Your output pdf seems to be correct.
What is the difference between your code and mine?

@bensmartdoc

The code snippet is not much different. Also, we tried the code snippet as below and did not notice any issue during testing:

using (var pdf = new Aspose.Pdf.Document(dataDir + @"test.pdf"))
{
 pdf.Convert((image) =>
 {
  return File.ReadAllText(dataDir + @"hocr.html");
 });
 pdf.Save(dataDir + "test_searchable.pdf");
}

Please also note that we first tested the scenario using Tesseract and found that hocr.html was not being created at our end due to some environment-related issue.
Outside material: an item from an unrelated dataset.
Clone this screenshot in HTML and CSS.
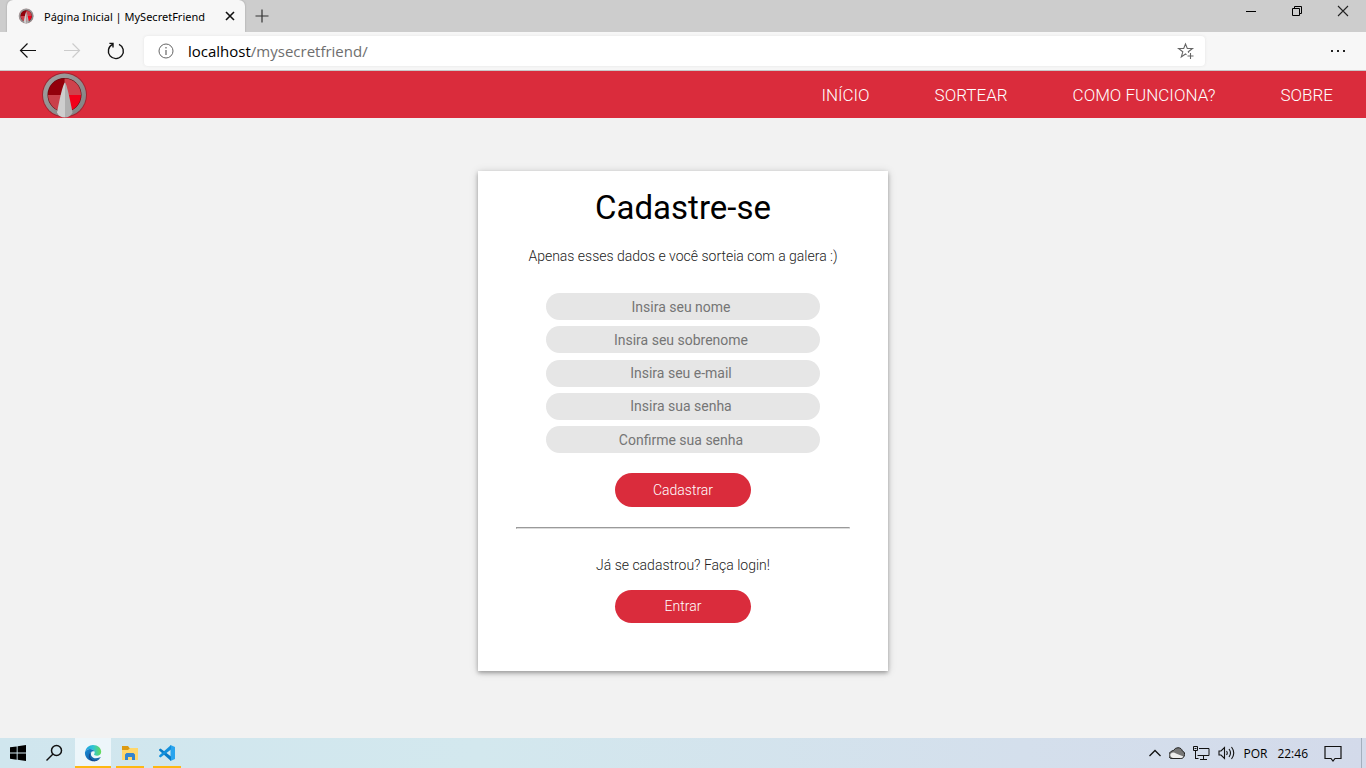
FILE: index.html
```html
<!DOCTYPE html>
<html lang="pt-BR">
<head>
<meta charset="utf-8">
<title>Página Inicial | MySecretFriend</title>
<link rel="stylesheet" href="styles.css">
</head>
<body>
<svg class="defs" width="0" height="0" aria-hidden="true">
  <defs>
    <linearGradient id="ring" x1="0" y1="0" x2="1" y2="1"><stop offset="0" stop-color="#a2a2a2"/><stop offset="1" stop-color="#808080"/></linearGradient>
    <linearGradient id="edgeTop" x1="0" y1="0" x2="1" y2="0"><stop offset="0" stop-color="#1a9de0"/><stop offset=".5" stop-color="#2fc4d4"/><stop offset="1" stop-color="#66dc55"/></linearGradient>
    <linearGradient id="edgeLow" x1="0" y1="0" x2="1" y2="1"><stop offset="0" stop-color="#1b8fd8"/><stop offset="1" stop-color="#0c4a94"/></linearGradient>
    <symbol id="compass" viewBox="0 0 48 48">
      <circle cx="24.500" cy="24" r="22.500" fill="#5b1a22" opacity=".45"/>
      <circle cx="24.500" cy="24" r="21.500" fill="url(#ring)"/>
      <circle cx="24.500" cy="24" r="17" fill="#5c070d"/>
      <path d="M24.500 24V7.500A16.500 16.500 0 0 0 8 24z" fill="#93000b"/>
      <path d="M24.500 24V7.500A16.500 16.500 0 0 1 41 24z" fill="#cf424c"/>
      <path d="M24.500 24H8A16.500 16.500 0 0 0 24.500 40.500z" fill="#c9404a"/>
      <path d="M24.500 24H41A16.500 16.500 0 0 1 24.500 40.500z" fill="#f20019"/>
      <path d="M25 11.500Q22.500 13 17 41.500 19 46.500 25 46.500z" fill="#cecece"/>
      <path d="M25 11.500Q27 13 32.500 41.500 30 46.500 25 46.500z" fill="#b0b0b0"/>
    </symbol>
  </defs>
</svg>

<div class="titlebar">
  <div class="tab">
    <svg class="favicon" viewBox="0 0 48 48"><use href="#compass"/></svg>
    <span class="tab-title">Página Inicial | MySecretFriend</span>
    <button class="icon-button tab-close" aria-label="Fechar guia"><svg width="10" height="10" viewBox="0 0 10 10"><path d="M1 1l8 8M9 1L1 9" stroke="#111" stroke-width="1.6"/></svg></button>
  </div>
  <button class="icon-button new-tab" aria-label="Nova guia"><svg width="14" height="14" viewBox="0 0 14 14"><path d="M7 .5v13M.5 7h13" stroke="#333" stroke-width="1.2"/></svg></button>
  <div class="window-controls">
    <button class="icon-button" aria-label="Minimizar"><svg width="12" height="12" viewBox="0 0 12 12"><path d="M1 6.500h10" stroke="#000"/></svg></button>
    <button class="icon-button" aria-label="Restaurar"><svg width="12" height="12" viewBox="0 0 12 12" fill="none" stroke="#000"><path d="M1.500 3.500h7v7h-7zM3.500 3V1.500h7v7H9"/></svg></button>
    <button class="icon-button" aria-label="Fechar"><svg width="12" height="12" viewBox="0 0 12 12"><path d="M1 1l10 10M11 1L1 11" stroke="#222" stroke-width="1.1"/></svg></button>
  </div>
</div>

<div class="toolbar">
  <button class="icon-button" aria-label="Voltar"><svg width="18" height="18" viewBox="0 0 18 18" fill="none" stroke="#111" stroke-width="1.2"><path d="M17 8.500H1.500M8.500 1.500l-7 7 7 7"/></svg></button>
  <button class="icon-button" aria-label="Avançar" disabled><svg width="18" height="18" viewBox="0 0 18 18" fill="none" stroke="#ccc" stroke-width="1.2"><path d="M1 8.500h15.500M9.500 1.500l7 7-7 7"/></svg></button>
  <button class="icon-button" aria-label="Atualizar"><svg width="18" height="18" viewBox="0 0 18 18" fill="none" stroke="#111" stroke-width="1.400"><path d="M12 2.300A7.500 7.500 0 1 1 5.500 2.400M2.400 1.400H6V5.400"/></svg></button>
  <div class="address">
    <svg width="16" height="16" viewBox="0 0 16 16" fill="none" stroke="#666"><circle cx="8" cy="8" r="7"/><path d="M8 7v5M8 4v1.500" stroke-width="1.200"/></svg>
    <span class="url"><span class="host">localhost</span>/mysecretfriend/</span>
    <button class="icon-button" aria-label="Adicionar aos favoritos"><svg width="18" height="18" viewBox="0 0 18 18" fill="none" stroke="#666" stroke-width="1.100"><path d="M9.500 12.700L8.500 12l-4.200 3 1.500-5.200-4.300-3.300h5.200L8.500 2l1.800 4.500h5.200l-4.200 3.300.4 1M13.500 11v6M10.500 14h6"/></svg></button>
  </div>
  <button class="icon-button menu" aria-label="Configurações e mais"><svg width="16" height="4" viewBox="0 0 16 4" fill="#222"><path d="M1 1h2v2H1zM7 1h2v2H7zM13 1h2v2h-2z"/></svg></button>
</div>

<header class="site-header">
  <a class="logo" href="#" aria-label="MySecretFriend"><svg viewBox="0 0 48 48"><use href="#compass"/></svg></a>
  <nav class="site-nav">
    <a href="#">INÍCIO</a>
    <a href="#">SORTEAR</a>
    <a href="#">COMO FUNCIONA?</a>
    <a href="#">SOBRE</a>
  </nav>
</header>

<main class="page">
  <section class="card">
    <h1>Cadastre-se</h1>
    <p class="intro">Apenas esses dados e você sorteia com a galera :)</p>
    <form class="signup">
      <div class="fields">
        <input type="text" placeholder="Insira seu nome" aria-label="Nome">
        <input type="text" placeholder="Insira seu sobrenome" aria-label="Sobrenome">
        <input type="email" placeholder="Insira seu e-mail" aria-label="E-mail">
        <input type="password" placeholder="Insira sua senha" aria-label="Senha">
        <input type="password" placeholder="Confirme sua senha" aria-label="Confirmação de senha">
      </div>
      <button class="pill" type="submit">Cadastrar</button>
    </form>
    <hr>
    <p class="login-text">Já se cadastrou? Faça login!</p>
    <button class="pill login" type="button">Entrar</button>
  </section>
</main>

<footer class="taskbar">
  <button class="task start" aria-label="Iniciar"><svg width="16" height="16" viewBox="0 0 16 16"><path d="M0 2.300L6.700 1.400V7.600H0zM7.600 1.200L16 0v7.600H7.600zM0 8.500h6.700v6.200L0 13.700zM7.600 8.500H16V16l-8.400-1.200z"/></svg></button>
  <button class="task search" aria-label="Pesquisar"><svg width="18" height="18" viewBox="0 0 18 18" fill="none" stroke="#111" stroke-width="1.500"><circle cx="11.500" cy="6.500" r="5"/><path d="M8 10l-6.500 6.500"/></svg></button>
  <button class="task running active" aria-label="Microsoft Edge"><svg width="18" height="18" viewBox="0 0 18 18">
    <path d="M1 8A8 8 0 0 1 9 1c5 0 8.200 3.200 8.200 6.700 0 2.600-1.900 4-4.200 4-2 0-3-.7-3-1.400 0-.5.700-.8.700-1.900C10.700 6.500 8.500 5 6 5 3.700 5 1.800 6.200 1 8z" fill="url(#edgeTop)"/>
    <path d="M1 8c.8-2 2.800-3 5-3 2.200 0 3.900 1.100 4.500 2.500C8 6.500 6 8.500 6 11c0 3 2.500 5.500 5.500 5.900A8.300 8.300 0 0 1 1 8z" fill="url(#edgeLow)"/>
    <path d="M7.500 8C5 10 6 15 10.500 15.800c2.500.4 4.700-.6 6-2.300-1.500 3-5 4.300-8 3.300C4.500 15 3.500 10 7.500 8z" fill="#123f86"/>
    <path d="M7.600 8C5.500 11 8.500 14.500 12 14.300c2 0 3.500-.5 4.400-1.200.3 0 .3.200.1.500C14.700 16 12.500 17 10 16.500 5 15 4.500 10 7.600 8z" fill="#1668ad"/></svg></button>
  <button class="task running" aria-label="Explorador de Arquivos"><svg width="18" height="16" viewBox="0 0 18 16">
    <path d="M1 1h6l1.500 2H16v4H1z" fill="#dc9a12"/><path d="M1 5h6l2-2h8v12H1z" fill="#ffd76a"/><path d="M4 15V9.500L5.500 8h7L14 9.500V15h-3v-3H7v3z" fill="#3485cd"/></svg></button>
  <button class="task running" aria-label="Visual Studio Code"><svg width="18" height="18" viewBox="0 0 18 18">
    <path d="M12.500 1L17 3v12l-4.500 2z" fill="#29a4ee"/><path d="M1 5.500L2.500 4.400 13 12.500V17L1.200 6.600z" fill="#087bc7"/><path d="M1 12.500l1.500 1.100L13 5.500V1L1.200 11.400z" fill="#1390dc"/></svg></button>
  <div class="tray">
    <svg width="12" height="8" viewBox="0 0 12 8" fill="none" stroke="#111" stroke-width="1.300"><path d="M.5 7L6 1.500 11.500 7"/></svg>
    <svg width="16" height="12" viewBox="0 0 16 12"><path d="M4 11.500A3.500 3.500 0 0 1 1.500 5Q3 3.500 4.500 3.500 6 .7 9 .7c2.500 0 4 1.500 4.300 3.300 2.200.5 2.900 3 1.900 5-.7 2-2 2.500-3.500 2.500z" fill="#777" stroke="#222"/><path d="M4 11A3 3 0 0 1 1.500 7Q4 4.500 7 6.500L14.500 9.500Q13 11 12 11z" fill="#eee"/></svg>
    <svg width="17" height="14" viewBox="0 0 17 14" fill="none" stroke="#111"><path d="M6 2.500h10v7H4.500M10.500 10v3M7 13.500h7M.5.500h4v4h-4zM2.500 5v8M1.500 2.500h2M2.500 12.500h3"/></svg>
    <svg width="17" height="14" viewBox="0 0 17 14" fill="none" stroke="#111" stroke-width="1.100"><path d="M1 5h2l3.500-3.500v11L3 9H1zM8.500 5q1.500 2 0 4M11 3q3 4 0 8M13.500 1q4.500 6 0 12"/></svg>
    <span class="language">POR</span>
    <span class="clock">22:46</span>
    <svg width="18" height="17" viewBox="0 0 18 17" fill="none" stroke="#111" stroke-width="1.200"><path d="M1 1.500h16v12h-6L9 16l-2-2.500H1z"/></svg>
  </div>
</footer>
</body>
</html>
```

FILE: styles.css
```css
* {
  box-sizing: border-box;
}

body {
  margin: 0;
  min-height: 100vh;
  display: flex;
  flex-direction: column;
  background: #f2f2f2;
  color: #000;
  font-family: Roboto, sans-serif;
}

svg {
  display: block;
  flex: none;
}

.defs {
  position: absolute;
}

button {
  border: 0;
  padding: 0;
  background: none;
  font: inherit;
}

.icon-button {
  display: grid;
  place-items: center;
}

/* Browser window */
.titlebar {
  display: flex;
  height: 32px;
  background: #cdcdcd;
}

.tab {
  display: flex;
  align-items: center;
  width: 238px;
  margin-left: 7px;
  padding: 0 10px 0 11px;
  border-radius: 6px 6px 0 0;
  background: #f7f7f7;
  box-shadow: 0 0 2px #999;
  clip-path: inset(0 -3px);
}

.favicon {
  width: 16px;
  height: 16px;
}

.tab-title {
  flex: 1;
  margin-left: 10px;
  font: 11px "Noto Sans", sans-serif;
  white-space: nowrap;
}

.new-tab {
  width: 34px;
}

.window-controls {
  display: flex;
  gap: 34px;
  height: 22px;
  margin-left: auto;
  padding-right: 17px;
}

.toolbar {
  display: flex;
  align-items: center;
  height: 39px;
  padding: 0 19px;
  border-bottom: 1px solid #c8c8c8;
  background: #f7f7f7;
}

.toolbar > .icon-button {
  width: 18px;
  margin-right: 26px;
}

.address {
  display: flex;
  flex: 1;
  align-items: center;
  height: 30px;
  margin: 0 124px 0 -7px;
  padding: 0 10px 0 14px;
  border-radius: 4px;
  background: #fff;
  box-shadow: 0 0 3px #e2e2e2;
}

.url {
  flex: 1;
  margin-left: 14px;
  color: #6e6e6e;
  font: 15px "Open Sans", sans-serif;
}

.host {
  color: #000;
}

.toolbar > .menu {
  margin-right: 0;
}

/* Site */
.site-header {
  display: flex;
  align-items: center;
  justify-content: space-between;
  height: 47px;
  padding: 0 33px 0 40px;
  background: #da2c3c;
}

.logo svg {
  width: 48px;
  height: 48px;
}

.site-nav {
  display: flex;
  gap: 65px;
}

.site-nav a {
  color: #fff;
  font-size: 17px;
  font-weight: 300;
  text-decoration: none;
}

.page {
  flex: 1;
  padding: 53px 0 67px;
}

.card {
  display: flex;
  flex-direction: column;
  align-items: center;
  width: 30%;
  min-width: 360px;
  margin: 0 auto;
  padding: 17px 38px 48px;
  background: #fff;
  box-shadow: 0 2px 4px rgba(0, 0, 0, .3), 0 1px 9px rgba(0, 0, 0, .14);
}

h1 {
  margin: 0;
  font-size: 33px;
  font-weight: 400;
  line-height: 40px;
}

.intro,
.login-text {
  margin: 0;
  color: #222;
  font-size: 14px;
  font-weight: 300;
  line-height: 20px;
}

.intro {
  margin-top: 18px;
}

.signup {
  display: flex;
  flex-direction: column;
  align-items: center;
  width: 82%;
  margin-top: 27px;
}

.fields {
  display: flex;
  flex-direction: column;
  justify-content: space-between;
  width: 100%;
  height: 160px;
}

.fields input {
  width: 100%;
  height: 27px;
  padding: 0 4px 0 0;
  border: 0;
  border-radius: 14px;
  background: #e6e6e6;
  font: 14px Roboto, sans-serif;
  text-align: center;
}

.fields input::placeholder {
  color: #757575;
}

.pill {
  width: 136px;
  height: 34px;
  margin-top: 20px;
  border-radius: 17px;
  background: #da2c3c;
  color: #fff;
  font-size: 14px;
  font-weight: 300;
}

hr {
  width: 100%;
  margin: 20px 0 26px;
  border: 1px solid;
  border-color: #9a9a9a #dcdcdc #dcdcdc #9a9a9a;
}

.login {
  height: 33px;
  margin-top: 15px;
  padding-bottom: 2px;
}

/* Taskbar */
.taskbar {
  display: flex;
  height: 30px;
  background: linear-gradient(90deg, #d0e6ee, #d3e8ee 35%, #d4dfec 75%, #d3daea);
}

.task {
  display: grid;
  place-items: center;
  width: 28px;
  margin-right: 9px;
  padding-top: 2px;
  border-bottom: 2px solid transparent;
}

.start {
  width: 36px;
  margin-right: 0;
}

.search {
  width: 36px;
  margin-right: 3px;
}

.running {
  border-color: #fdb813;
}

.active {
  width: 36px;
  margin-right: 5px;
  background: #edf6fa;
}

.tray {
  display: flex;
  align-items: center;
  gap: 8px;
  margin-left: auto;
  padding-right: 19px;
  margin-right: 4px;
  border-right: 1px solid #a4afbd;
  font: 12px "Open Sans", sans-serif;
}

.clock {
  margin: 0 8px 0 2px;
}
```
However, the output was generated fine when we skipped the part of using Tesseract and used the already generated file shared by you. Could you please try testing the case in a simple console application separately and share that application with us if the issue still persists. We will again perform testing at our end and share our feedback with you accordingly.

Hi,

We created a console application and could not recreate the same behavior as our app.
In the meantime, we upgraded to aspose pdf 21.1.

console application:

using (var pdf = new Aspose.Pdf.Document(@"D:\HOCr\test\Laga 1.pdf"))
{
    pdf.Convert((image) =>
    {
        return File.ReadAllText(@"D:\HOCr\test\Laga 1-p1.hocr");
    });
    pdf.Save(@"D:\HOCr\test\Laga 1-converted-console.pdf");
}

in our application:

using (var pdf = new Aspose.Pdf.Document(@"D:\HOCr\test\Laga 1.pdf"))
{
    pdf.Convert((image) =>
    {
        return File.ReadAllText(@"D:\HOCr\test\Laga 1-p1.hocr");
    });
    pdf.Save(@"D:\HOCr\test\Laga 1-converted-ourprogram.pdf");
}

These are the input and result files.
Hocr second test.zip (412.8 KB)

As you can see, the same code generates a different pdf file.
Is there a specific state Aspose uses that could explain this result?